Work to do: Identify every line containing the word "page" and reproduce each one.

[START OF Data provided]

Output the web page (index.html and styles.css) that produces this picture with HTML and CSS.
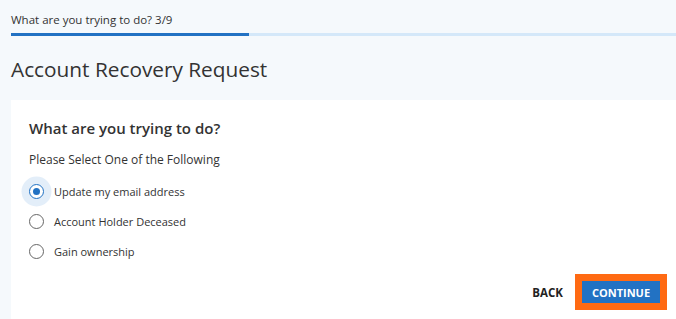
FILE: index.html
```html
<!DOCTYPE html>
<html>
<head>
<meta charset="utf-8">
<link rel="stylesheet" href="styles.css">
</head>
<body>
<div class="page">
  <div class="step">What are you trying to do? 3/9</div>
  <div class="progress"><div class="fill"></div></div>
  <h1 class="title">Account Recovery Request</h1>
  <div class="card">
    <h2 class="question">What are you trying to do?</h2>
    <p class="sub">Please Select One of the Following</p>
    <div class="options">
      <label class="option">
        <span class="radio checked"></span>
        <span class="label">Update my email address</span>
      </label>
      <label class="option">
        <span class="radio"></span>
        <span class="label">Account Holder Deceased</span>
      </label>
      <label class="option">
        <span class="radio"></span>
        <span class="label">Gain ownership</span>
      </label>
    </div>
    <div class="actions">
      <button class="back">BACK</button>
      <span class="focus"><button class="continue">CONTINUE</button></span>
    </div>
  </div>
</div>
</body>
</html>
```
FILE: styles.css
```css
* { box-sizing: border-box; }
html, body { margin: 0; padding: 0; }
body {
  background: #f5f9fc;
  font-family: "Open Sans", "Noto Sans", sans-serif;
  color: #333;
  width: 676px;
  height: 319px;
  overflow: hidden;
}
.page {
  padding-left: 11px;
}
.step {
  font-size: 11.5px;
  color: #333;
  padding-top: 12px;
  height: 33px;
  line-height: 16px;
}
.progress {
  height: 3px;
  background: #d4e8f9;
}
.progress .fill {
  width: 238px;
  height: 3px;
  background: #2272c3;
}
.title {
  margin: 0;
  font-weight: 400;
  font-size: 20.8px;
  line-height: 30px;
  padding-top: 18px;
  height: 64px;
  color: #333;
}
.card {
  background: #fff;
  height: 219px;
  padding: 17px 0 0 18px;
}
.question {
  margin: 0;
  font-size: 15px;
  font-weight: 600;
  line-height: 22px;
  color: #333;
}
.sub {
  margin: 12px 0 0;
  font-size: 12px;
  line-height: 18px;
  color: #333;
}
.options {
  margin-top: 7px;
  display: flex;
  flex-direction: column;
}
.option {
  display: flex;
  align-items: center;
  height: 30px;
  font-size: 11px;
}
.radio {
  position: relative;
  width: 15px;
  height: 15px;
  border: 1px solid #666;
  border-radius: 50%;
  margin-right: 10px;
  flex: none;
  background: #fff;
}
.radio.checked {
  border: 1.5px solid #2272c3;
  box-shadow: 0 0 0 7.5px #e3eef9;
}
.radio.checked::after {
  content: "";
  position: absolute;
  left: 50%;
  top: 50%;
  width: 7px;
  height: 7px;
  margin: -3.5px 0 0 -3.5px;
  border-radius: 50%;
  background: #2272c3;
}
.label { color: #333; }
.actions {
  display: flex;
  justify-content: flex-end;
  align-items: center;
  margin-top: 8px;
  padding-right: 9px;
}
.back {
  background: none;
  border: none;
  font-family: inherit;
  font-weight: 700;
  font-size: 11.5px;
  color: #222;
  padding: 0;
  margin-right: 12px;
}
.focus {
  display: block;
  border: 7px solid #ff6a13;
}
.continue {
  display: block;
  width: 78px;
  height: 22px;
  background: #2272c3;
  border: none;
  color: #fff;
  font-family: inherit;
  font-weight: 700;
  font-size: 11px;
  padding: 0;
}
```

[END OF Data provided]

Solution:
Output the web page (index.html and styles.css) that produces this picture with HTML and CSS.
<div class="page">
.page {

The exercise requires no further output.